Derken, ilahi söyleyerek gelip kilisenin ortasında duran gri pelerinli rahiplerin huşu içinde iç geçirdiklerini duydu. Kilisenin ana girişi olan İmparator Kapısı açılmıştı. İçeri dolan rüzgârla mumların alevleri kırpıştı. Ran güney galerideki sütunun arkasından başını uzatıp önünde uzanan kiliseye baktı. İçeri on kişilik bir askeri birlik girmişti. Her birinin üstünde vernikli deri şeritlerden zırhlar vardı. Kılıçları eğimli ve inceydi. Deri çizmeleri büyük mabedin mermer zemininde gacırdıyordu. Gözlerini önlerindeki bir noktadan ayırmadan adımlarını aynı düzende atmaya devam etseler de, girdikleri ortamın onlara sıkıntı verdiği anlaşılıyordu. ‘Bunlar savaşçı,’ diye düşündü Ran. Üstelik kimsenin bilmediği bir diyardan çıkıp gelmiş savaşçılardı. Ellerinde tuttukları meşaleler yüzlerini aydınlatıyor ve çıkık elmacık kemiklerinin üzerindeki çekik gözlerini ele veriyordu. Bizans askeri olmadıkları kuşku götürmez bir gerçekti.
Doğu’daki uzak topraklardan gelmiş olmalıydılar. Sivri şapkaları, kısa ama sağlam endamlarıyla, Aya Sofya’ya daha evvel adım atmamış bir ırktandılar. Birileri telaş içinde kapıya doğru koşup, içeri girenlerin önünde eğildi. İşte o zaman Ran sessiz kafilenin ortasındaki genç kızı fark etti. Kahverengi kapüşonlu bir harmani giymişti. Tedirgin olmalıydı, çünkü bu silahlı adamların arasında bir hükümlü gibi tek başına yürüyordu. Aynı zamanda kutsal bir görevi de olmalıydı. Kimse ona yaklaşamıyor, doğrudan bir şey söyleyemiyor, gözlerinin içine dahi bakamıyordu. Harmanisinin kapüşonunu indirdiğinde, Ran onun çok etkileyici bir kız olduğunu da gördü. Siyah saçları bir nehir gibi omuzlarına yayılıyordu. ‘Bir prenses,’ diye düşünmekten kendini alamadı Ran. Kilise görevlilerinin anlaşılmaz sözler fısıldayarak önünde eğildikleri kişi, egzotik kıyafetli askerler değil, bu genç kızdı. Kız harmanisinin üst kısmının ipini çözüp kafileden uzaklaştı ve kilisenin yarımay şeklindeki uç kısmına gidip İsa heykelinin önünde diz çöktü. Duası kısa ve sessizdi.

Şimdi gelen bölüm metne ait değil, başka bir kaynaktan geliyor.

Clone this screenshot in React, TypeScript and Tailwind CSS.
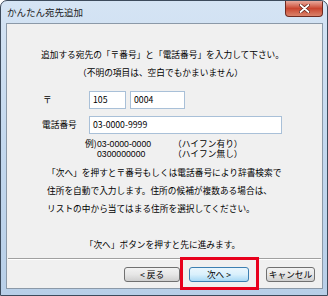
export default function App() {
  const jp = { fontFamily: '"Noto Sans CJK JP", "Noto Sans", sans-serif' };
  const btn =
    "h-[15px] flex items-center justify-center rounded-[3px] border border-[#707070] bg-gradient-to-b from-[#f2f2f2] via-[#e6e6e6] to-[#cfcfcf] text-[8.7px] text-black";

  return (
    <div
      className="relative w-[328px] h-[296px] overflow-hidden rounded-t-[7px] border border-[#3d4b5c] bg-gradient-to-b from-[#d5e4f4] via-[#c3d8ee] to-[#b8cfe8] flex flex-col"
      style={jp}
    >
      {/* title bar */}
      <div className="h-[22px] flex items-start shrink-0">
        <div className="pl-[6px] pt-[5px] text-[9.5px] leading-[12px] text-[#1b1b1b]">かんたん宛先追加</div>
        <div className="ml-auto mr-[4px] w-[38px] h-[16px] rounded-b-[4px] border border-t-0 border-[#6e2a20] bg-gradient-to-b from-[#e8a99d] via-[#c9452f] to-[#d9826a] flex items-center justify-center">
          <svg width="11" height="9" viewBox="0 0 11 9">
            <path d="M1.5 1 L9.5 8 M9.5 1 L1.5 8" stroke="#5a1d14" strokeWidth="3.2" strokeLinecap="round" />
            <path d="M1.5 1 L9.5 8 M9.5 1 L1.5 8" stroke="#ffffff" strokeWidth="1.8" strokeLinecap="round" />
          </svg>
        </div>
      </div>

      {/* client panel */}
      <div className="ml-[5px] w-[317px] h-[266px] border border-[#8b99a8] bg-[#f0f0f0] flex flex-col text-[8.7px] text-black">
        <div className="pt-[22px] text-center leading-[18px] pr-[4px]">
          <p>追加する宛先の「〒番号」と「電話番号」を入力して下さい。</p>
          <p className="pr-[4px]">（不明の項目は、空白でもかまいません）</p>
        </div>

        <div className="mt-[9px] flex items-center h-[18px]">
          <span className="ml-[36px] w-[46px]">〒</span>
          <div className="w-[37px] h-[18px] border border-[#a9c0d8] bg-white pl-[3px] leading-[16px]">105</div>
          <div className="ml-[4px] w-[55px] h-[18px] border border-[#a9c0d8] bg-white pl-[3px] leading-[16px]">0004</div>
        </div>

        <div className="mt-[7px] flex items-center h-[18px]">
          <span className="ml-[35px] w-[47px]">電話番号</span>
          <div className="w-[193px] h-[18px] border border-[#a9c0d8] bg-white pl-[3px] leading-[16px]">03-0000-9999</div>
        </div>

        {/* examples */}
        <div className="mt-[5px] ml-[78px] flex leading-[10px]">
          <span className="w-[12px]">例)</span>
          <span className="w-[76px] font-['Liberation_Sans']">
            03-0000-0000
            <br />
            0300000000
          </span>
          <span>
            （ハイフン有り）
            <br />
            （ハイフン無し）
          </span>
        </div>

        <div className="mt-[5px] ml-[40px] leading-[18px]">
          <p>「次へ」を押すと〒番号もしくは電話番号により辞書検索で</p>
          <p>住所を自動で入力します。住所の候補が複数ある場合は、</p>
          <p>リストの中から当てはまる住所を選択してください。</p>
        </div>

        <p className="mt-[18px] text-center leading-[18px] pr-[4px]">「次へ」ボタンを押すと先に進みます。</p>

        <div className="mt-[4px] mx-[1px] h-[2px] border-t border-[#a0a0a0] border-b border-b-white"></div>

        <div className="mt-[7px] flex items-center">
          <div className={`${btn} ml-[117px] w-[56px]`}>&lt; 戻る</div>
          <div className="ml-[9px] w-[60px] h-[15px] flex items-center justify-center rounded-[3px] border border-[#3c7fb1] bg-gradient-to-b from-[#eaf6fd] via-[#d9f0fc] to-[#a7d9f5] text-[8.7px]">
            次へ &gt;
          </div>
          <div className={`${btn} ml-[17px] w-[49px]`}>キャンセル</div>
        </div>
      </div>

      {/* annotation */}
      <div className="absolute left-[179px] top-[256px] w-[79px] h-[33px] border-[3px] border-[#e8001c]"></div>
    </div>
  );
}
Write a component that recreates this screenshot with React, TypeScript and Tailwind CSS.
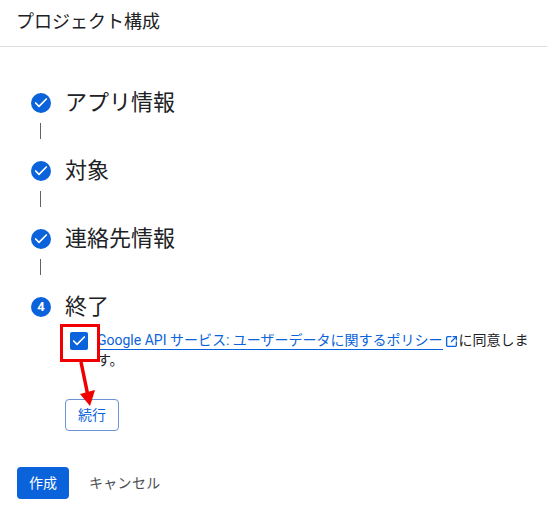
import { Check, SquareArrowOutUpRight } from "lucide-react"

function DoneStep({ label }: { label: string }) {
  return (
    <div>
      <div className="flex h-[34px] items-center gap-[14px]">
        <div className="flex h-5 w-5 items-center justify-center rounded-full bg-[#0b63db]">
          <Check className="h-4 w-4 text-white" strokeWidth={2.5} />
        </div>
        <h2 className="text-[22px] leading-[34px] text-[#202124]">{label}</h2>
      </div>
      <div className="ml-[9px] mt-[3px] mb-[15px] h-4 w-px bg-[#5f6368]" />
    </div>
  )
}

export default function App() {
  return (
    <div className="relative h-[505px] w-[547px] overflow-hidden bg-white font-['Roboto','Noto_Sans_CJK_JP',sans-serif]">
      <header className="flex h-[47px] items-center border-b border-[#dadce0] px-[16px] pb-[3px]">
        <h1 className="text-[18px] text-[#202124]">プロジェクト構成</h1>
      </header>

      <div className="pl-[31px] pt-[39px]">
        <DoneStep label="アプリ情報" />
        <DoneStep label="対象" />
        <DoneStep label="連絡先情報" />

        <div className="flex h-[34px] items-center gap-[14px]">
          <div className="flex h-5 w-5 items-center justify-center rounded-full bg-[#0b63db] text-[13px] font-bold text-white">
            4
          </div>
          <h2 className="text-[22px] leading-[34px] text-[#202124]">終了</h2>
        </div>

        <div className="ml-[39px] mt-[8px] flex w-[462px]">
          <div className="flex h-[18px] w-[18px] shrink-0 items-center justify-center rounded-[2px] bg-[#0b63db]">
            <Check className="h-4 w-4 text-white" strokeWidth={2.5} />
          </div>
          <p className="-mt-[2px] ml-[9px] text-[14px] leading-[20px] text-[#202124]">
            <a href="#" className="border-b border-[#0b63db] pb-px text-[#0b63db]">
              Google API サービス: ユーザーデータに関するポリシー
            </a>
            <SquareArrowOutUpRight className="ml-[2px] mr-px inline h-[13px] w-[13px] text-[#0b63db]" strokeWidth={2.5} />
            に同意します。
          </p>
        </div>

        <button className="ml-[34px] mt-[29px] flex h-8 w-[54px] items-center justify-center rounded-[4px] border border-[#6b93d6] text-[14px] text-[#0b63db]">
          続行
        </button>
      </div>

      <div className="mt-[36px] flex items-center gap-[20px] pl-[17px]">
        <button className="flex h-8 w-[52px] items-center justify-center rounded-[4px] bg-[#0b63db] text-[14px] text-white">
          作成
        </button>
        <button className="text-[14px] tracking-[0.3px] text-[#4a4f54]">キャンセル</button>
      </div>

      {/* red annotation */}
      <div className="absolute left-[60px] top-[324px] h-[38px] w-[40px] border-[3px] border-[#f00000]" />
      <svg className="absolute left-[70px] top-[360px]" width="30" height="50" viewBox="0 0 30 50">
        <path d="M11 2 L18 36" stroke="#f00000" strokeWidth="3.5" fill="none" />
        <path d="M10 34 L25 30 L20 46 Z" fill="#f00000" />
      </svg>
    </div>
  )
}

Tam bu sırada, “Çok güzel, öyle değil mi?” diye fısıldadı dağılan peksimeti andıran, kıtır kıtır bir ses. “Evet, hem de nasıl,” diye cevap verdi Ran, büyülenmişçesine. Bir an için sesin, kafasının içinden geldiğini zannetmişti. Fakat hemen ardından bu hışırtılı sesin hiç de iç sesine benzemediğini fark etti. İrkilerek arkasına dönüp sırtını sütuna dayadı. Karanlığın içinde ona bakan bir çift göz vardı. Kargalarınki kadar siyah ve deliciydi bakışları. “Sen de kimsin?” Gözlerin sahibi bir adım daha yaklaşıp zifiri karanlıktan çıktı. Ran’la aynı yaşlarda bir oğlandı. Geniş, kare bir yüzü ve alaycı bir gülümseyişi vardı. Elini sallaya sallaya konuştu: “Bana Marco derler. Asıl sen kimsin? Bu saatte Aya Sofya’nın içinde olduğuna göre bir keşiş olmalısın. Hımm, gene de kıyafetlerin…” oğlan baştan aşağı Ran’ı süzdü, “… daha çok kuzeyden gelen bir denizciyi andırıyor. Veyahut… Dur, sakın söyleme! Yoksa sen de Moğolları görmek için mi geldin?” “Moğollar mı?” Marco kilisenin ortasında durup genç kızın duasını bitirmesini bekleyen askerleri işaret etti. Sonra da heyecanlı heyecanlı anlatmaya başladı:
“Evet. Ay başından beri Konstantinopolis’teler. İmparator VIII. Mihail’in gayrimeşru kızı Prenses Maria Palaiologina’yı almaya geldiler. Prensesi büyük Moğol Hanı Hülagu’ya eş olarak götürecekler. Bu gece, sabaha karşı yola çıkacaklarını duydum. Maria son kez Aya Sofya’da dua etmek istediği için ona eşlik ediyorlar. Şimdi bütün şehir Hülagu’nun genç prensesi İran’da beklediğini konuşuyor.” “Cengiz Han’ın torunu olan Hülagu,” dedi Ran kendi kendine, babasının tarih kitaplarında Moğollarla ilgili okuduklarını hatırlamaya çalışarak. Dönüp yeniden kilisenin ortasındaki savaşçı birliğe ve prensese baktı. “Bağdat’ı kuşatan ve Şam’a giren Moğol Hanı. Bizans, Maria Palaiologina’yı Hülagu’yla evlendirerek Moğol imparatorluğuyla bir ittifak kuruyor.” Sonra bu ittifakın kime karşı kurulduğunu düşündü. “Türkler,” diye hatırladı sonunda. Okulda da her zaman tarihten tam not alırdı.